>>>>>

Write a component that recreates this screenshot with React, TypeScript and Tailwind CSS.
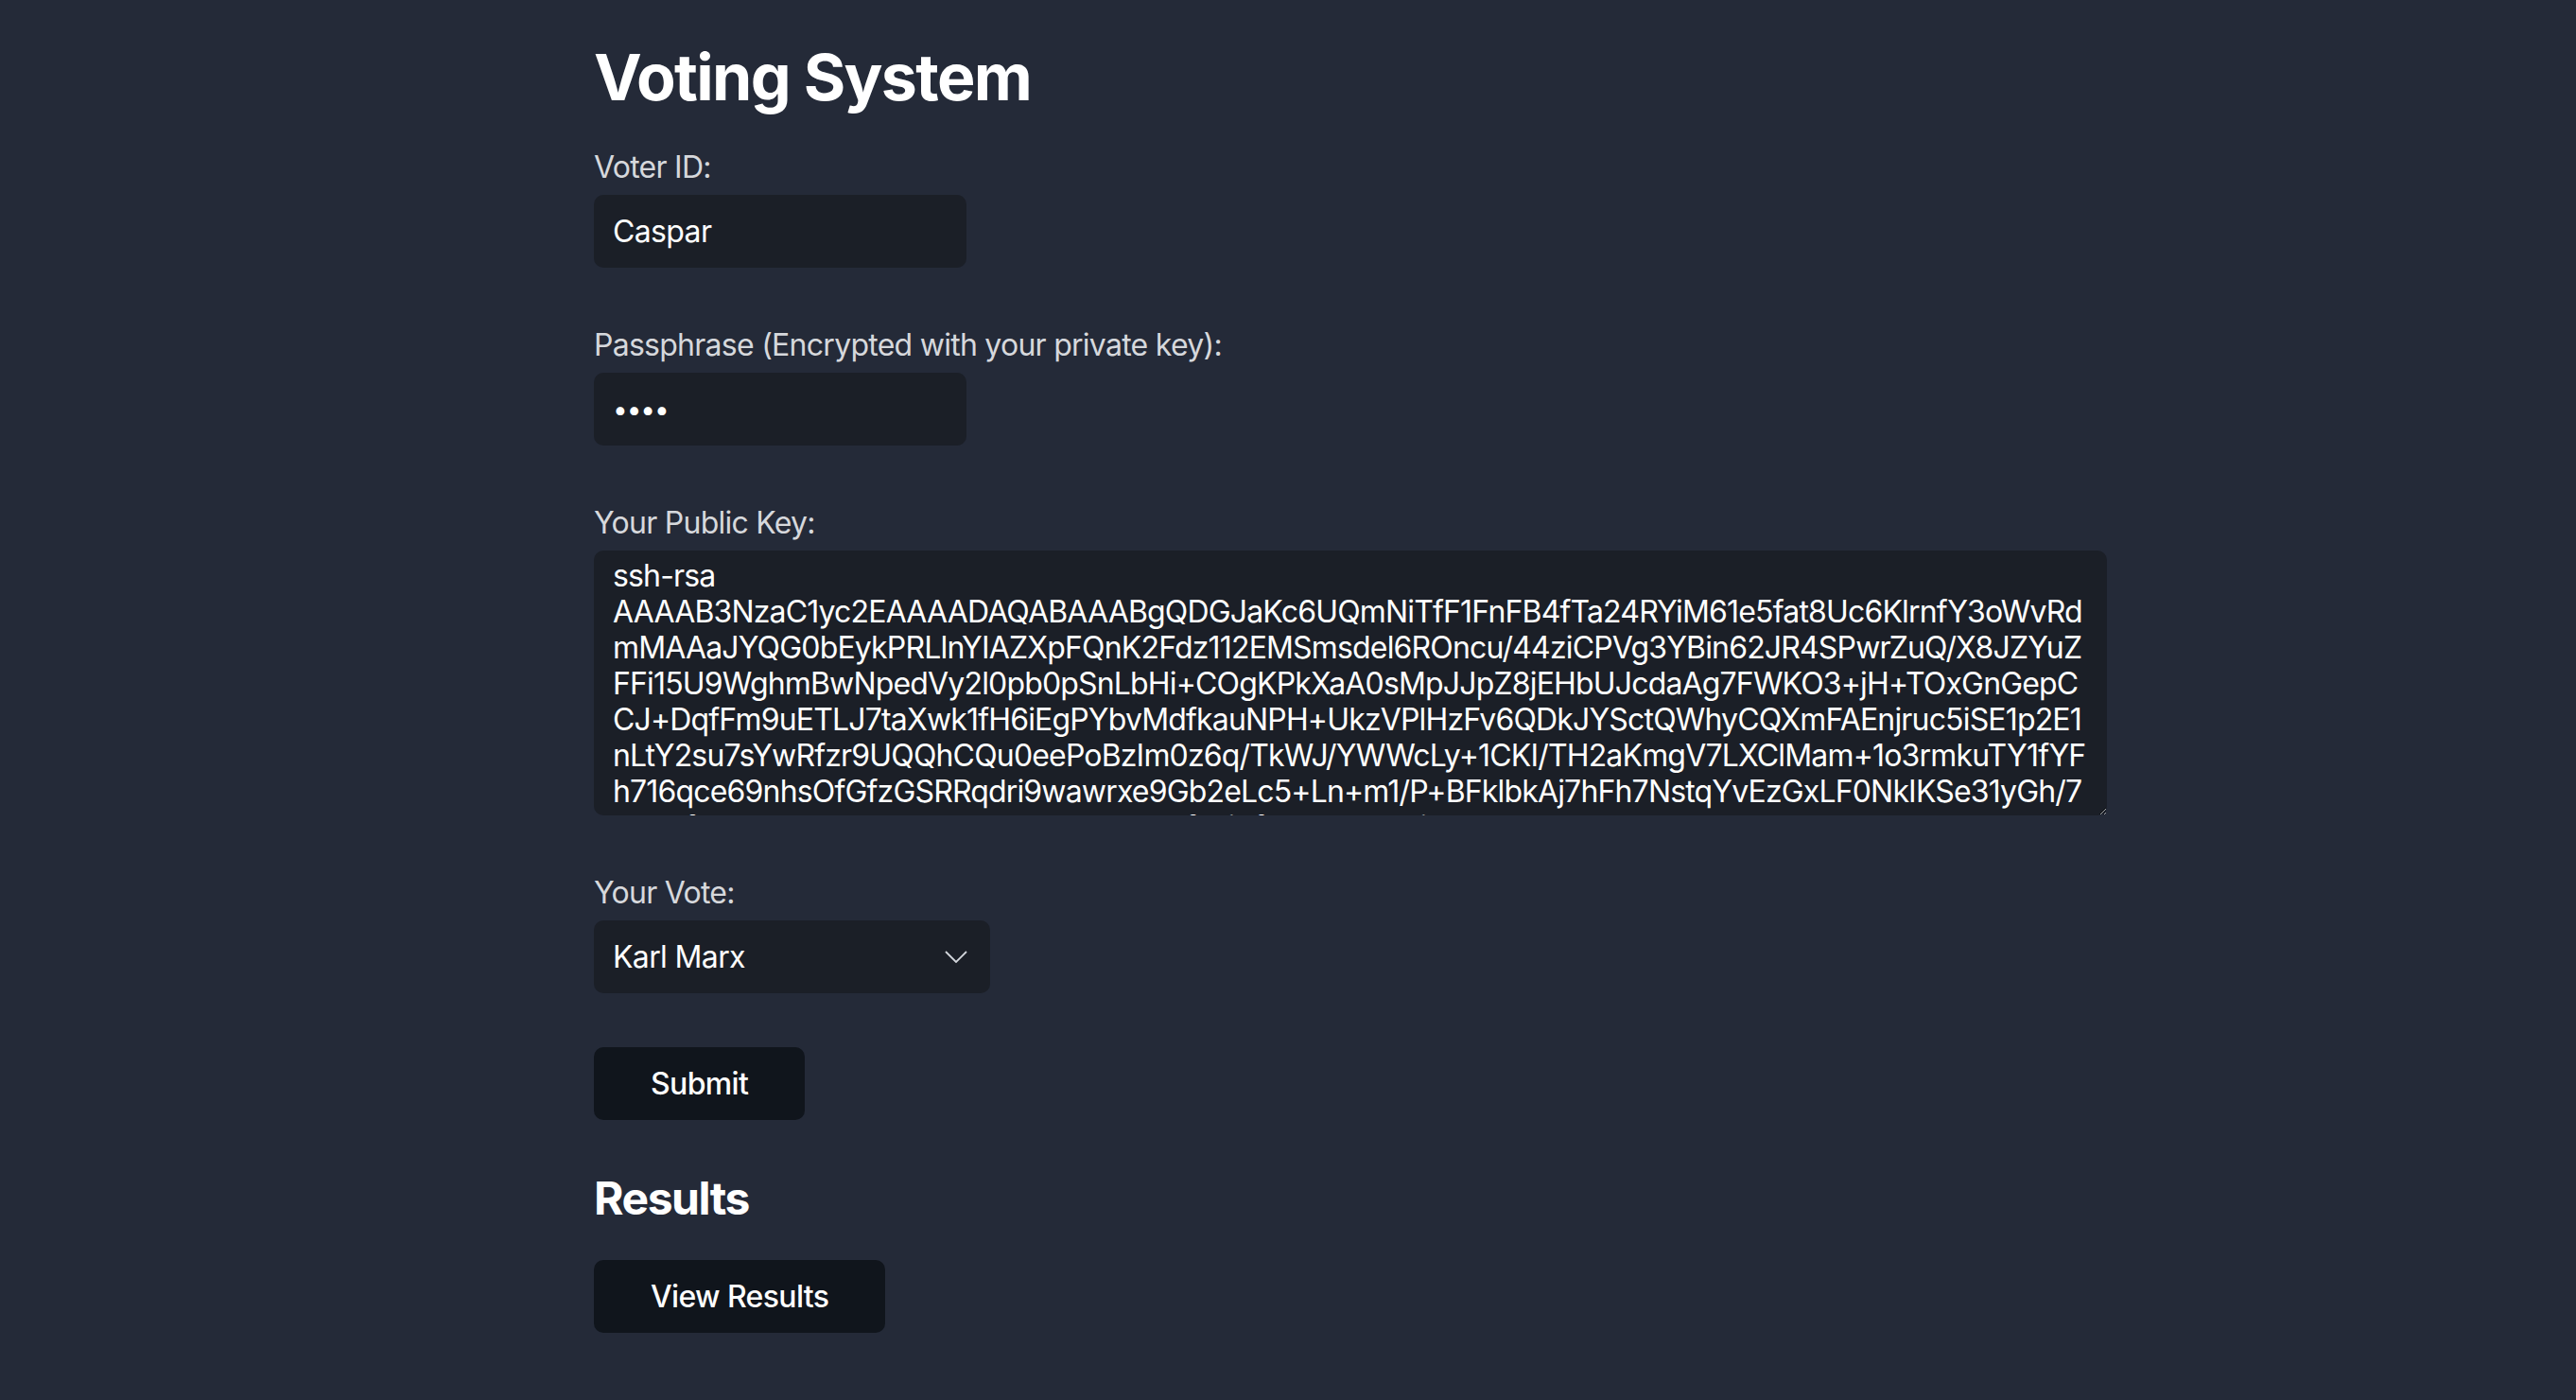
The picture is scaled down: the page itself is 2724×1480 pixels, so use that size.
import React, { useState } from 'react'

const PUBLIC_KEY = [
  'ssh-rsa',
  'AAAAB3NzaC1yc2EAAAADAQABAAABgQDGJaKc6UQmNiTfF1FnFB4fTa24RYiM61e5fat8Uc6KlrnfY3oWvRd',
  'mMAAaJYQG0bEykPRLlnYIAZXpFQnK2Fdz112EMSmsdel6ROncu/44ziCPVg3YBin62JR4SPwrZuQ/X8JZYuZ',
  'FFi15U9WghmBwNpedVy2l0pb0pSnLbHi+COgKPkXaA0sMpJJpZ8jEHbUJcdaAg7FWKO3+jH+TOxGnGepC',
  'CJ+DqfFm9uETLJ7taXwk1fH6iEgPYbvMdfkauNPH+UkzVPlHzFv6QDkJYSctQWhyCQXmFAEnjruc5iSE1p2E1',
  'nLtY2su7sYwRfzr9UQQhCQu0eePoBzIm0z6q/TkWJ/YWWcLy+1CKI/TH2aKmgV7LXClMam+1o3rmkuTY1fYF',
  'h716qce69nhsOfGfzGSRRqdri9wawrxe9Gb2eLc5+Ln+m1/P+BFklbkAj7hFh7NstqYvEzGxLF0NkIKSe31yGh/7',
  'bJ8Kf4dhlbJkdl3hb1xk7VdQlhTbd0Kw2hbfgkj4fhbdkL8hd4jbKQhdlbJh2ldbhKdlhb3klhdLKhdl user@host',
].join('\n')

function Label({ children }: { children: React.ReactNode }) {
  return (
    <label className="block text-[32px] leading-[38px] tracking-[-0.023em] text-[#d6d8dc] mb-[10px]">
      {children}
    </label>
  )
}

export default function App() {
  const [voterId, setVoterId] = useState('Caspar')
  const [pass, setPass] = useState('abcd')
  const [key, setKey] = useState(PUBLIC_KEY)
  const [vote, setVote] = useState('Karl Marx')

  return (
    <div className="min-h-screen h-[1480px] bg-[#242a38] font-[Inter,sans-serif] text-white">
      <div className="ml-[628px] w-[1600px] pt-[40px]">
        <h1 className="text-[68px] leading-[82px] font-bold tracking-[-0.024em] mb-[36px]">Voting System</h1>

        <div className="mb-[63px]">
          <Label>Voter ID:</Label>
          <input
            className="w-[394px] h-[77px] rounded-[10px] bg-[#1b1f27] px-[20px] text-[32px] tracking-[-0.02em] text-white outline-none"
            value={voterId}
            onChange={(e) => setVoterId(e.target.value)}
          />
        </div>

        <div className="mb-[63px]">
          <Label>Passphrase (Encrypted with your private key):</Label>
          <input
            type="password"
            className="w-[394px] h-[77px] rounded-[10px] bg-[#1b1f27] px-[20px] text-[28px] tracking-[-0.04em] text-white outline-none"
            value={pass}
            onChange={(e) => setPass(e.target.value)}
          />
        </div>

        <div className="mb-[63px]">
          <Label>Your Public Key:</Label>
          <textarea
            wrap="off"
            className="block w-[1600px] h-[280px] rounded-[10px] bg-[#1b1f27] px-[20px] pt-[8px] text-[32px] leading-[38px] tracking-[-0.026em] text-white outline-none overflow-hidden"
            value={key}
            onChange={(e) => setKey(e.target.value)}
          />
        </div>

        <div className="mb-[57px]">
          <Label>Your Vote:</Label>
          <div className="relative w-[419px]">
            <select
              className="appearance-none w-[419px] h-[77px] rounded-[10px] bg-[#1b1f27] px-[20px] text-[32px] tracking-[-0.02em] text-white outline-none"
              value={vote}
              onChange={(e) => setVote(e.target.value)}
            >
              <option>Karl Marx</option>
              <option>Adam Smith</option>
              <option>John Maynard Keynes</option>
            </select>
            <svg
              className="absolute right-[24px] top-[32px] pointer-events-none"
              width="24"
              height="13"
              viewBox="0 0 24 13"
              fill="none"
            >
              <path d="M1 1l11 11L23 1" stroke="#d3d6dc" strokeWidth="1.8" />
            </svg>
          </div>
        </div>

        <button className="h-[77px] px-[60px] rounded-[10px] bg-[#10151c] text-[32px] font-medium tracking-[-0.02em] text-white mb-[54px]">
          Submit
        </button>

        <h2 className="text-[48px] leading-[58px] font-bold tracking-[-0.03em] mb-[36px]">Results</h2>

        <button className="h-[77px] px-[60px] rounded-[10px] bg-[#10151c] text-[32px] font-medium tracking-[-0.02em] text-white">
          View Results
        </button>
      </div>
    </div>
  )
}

<<<<<

Reproduce the whole listing exactly, but not the images in it.

Result for this task:
Write a component that recreates this screenshot with React, TypeScript and Tailwind CSS.
The picture is scaled down: the page itself is 2724×1480 pixels, so use that size.
import React, { useState } from 'react'

const PUBLIC_KEY = [
  'ssh-rsa',
  'AAAAB3NzaC1yc2EAAAADAQABAAABgQDGJaKc6UQmNiTfF1FnFB4fTa24RYiM61e5fat8Uc6KlrnfY3oWvRd',
  'mMAAaJYQG0bEykPRLlnYIAZXpFQnK2Fdz112EMSmsdel6ROncu/44ziCPVg3YBin62JR4SPwrZuQ/X8JZYuZ',
  'FFi15U9WghmBwNpedVy2l0pb0pSnLbHi+COgKPkXaA0sMpJJpZ8jEHbUJcdaAg7FWKO3+jH+TOxGnGepC',
  'CJ+DqfFm9uETLJ7taXwk1fH6iEgPYbvMdfkauNPH+UkzVPlHzFv6QDkJYSctQWhyCQXmFAEnjruc5iSE1p2E1',
  'nLtY2su7sYwRfzr9UQQhCQu0eePoBzIm0z6q/TkWJ/YWWcLy+1CKI/TH2aKmgV7LXClMam+1o3rmkuTY1fYF',
  'h716qce69nhsOfGfzGSRRqdri9wawrxe9Gb2eLc5+Ln+m1/P+BFklbkAj7hFh7NstqYvEzGxLF0NkIKSe31yGh/7',
  'bJ8Kf4dhlbJkdl3hb1xk7VdQlhTbd0Kw2hbfgkj4fhbdkL8hd4jbKQhdlbJh2ldbhKdlhb3klhdLKhdl user@host',
].join('\n')

function Label({ children }: { children: React.ReactNode }) {
  return (
    <label className="block text-[32px] leading-[38px] tracking-[-0.023em] text-[#d6d8dc] mb-[10px]">
      {children}
    </label>
  )
}

export default function App() {
  const [voterId, setVoterId] = useState('Caspar')
  const [pass, setPass] = useState('abcd')
  const [key, setKey] = useState(PUBLIC_KEY)
  const [vote, setVote] = useState('Karl Marx')

  return (
    <div className="min-h-screen h-[1480px] bg-[#242a38] font-[Inter,sans-serif] text-white">
      <div className="ml-[628px] w-[1600px] pt-[40px]">
        <h1 className="text-[68px] leading-[82px] font-bold tracking-[-0.024em] mb-[36px]">Voting System</h1>

        <div className="mb-[63px]">
          <Label>Voter ID:</Label>
          <input
            className="w-[394px] h-[77px] rounded-[10px] bg-[#1b1f27] px-[20px] text-[32px] tracking-[-0.02em] text-white outline-none"
            value={voterId}
            onChange={(e) => setVoterId(e.target.value)}
          />
        </div>

        <div className="mb-[63px]">
          <Label>Passphrase (Encrypted with your private key):</Label>
          <input
            type="password"
            className="w-[394px] h-[77px] rounded-[10px] bg-[#1b1f27] px-[20px] text-[28px] tracking-[-0.04em] text-white outline-none"
            value={pass}
            onChange={(e) => setPass(e.target.value)}
          />
        </div>

        <div className="mb-[63px]">
          <Label>Your Public Key:</Label>
          <textarea
            wrap="off"
            className="block w-[1600px] h-[280px] rounded-[10px] bg-[#1b1f27] px-[20px] pt-[8px] text-[32px] leading-[38px] tracking-[-0.026em] text-white outline-none overflow-hidden"
            value={key}
            onChange={(e) => setKey(e.target.value)}
          />
        </div>

        <div className="mb-[57px]">
          <Label>Your Vote:</Label>
          <div className="relative w-[419px]">
            <select
              className="appearance-none w-[419px] h-[77px] rounded-[10px] bg-[#1b1f27] px-[20px] text-[32px] tracking-[-0.02em] text-white outline-none"
              value={vote}
              onChange={(e) => setVote(e.target.value)}
            >
              <option>Karl Marx</option>
              <option>Adam Smith</option>
              <option>John Maynard Keynes</option>
            </select>
            <svg
              className="absolute right-[24px] top-[32px] pointer-events-none"
              width="24"
              height="13"
              viewBox="0 0 24 13"
              fill="none"
            >
              <path d="M1 1l11 11L23 1" stroke="#d3d6dc" strokeWidth="1.8" />
            </svg>
          </div>
        </div>

        <button className="h-[77px] px-[60px] rounded-[10px] bg-[#10151c] text-[32px] font-medium tracking-[-0.02em] text-white mb-[54px]">
          Submit
        </button>

        <h2 className="text-[48px] leading-[58px] font-bold tracking-[-0.03em] mb-[36px]">Results</h2>

        <button className="h-[77px] px-[60px] rounded-[10px] bg-[#10151c] text-[32px] font-medium tracking-[-0.02em] text-white">
          View Results
        </button>
      </div>
    </div>
  )
}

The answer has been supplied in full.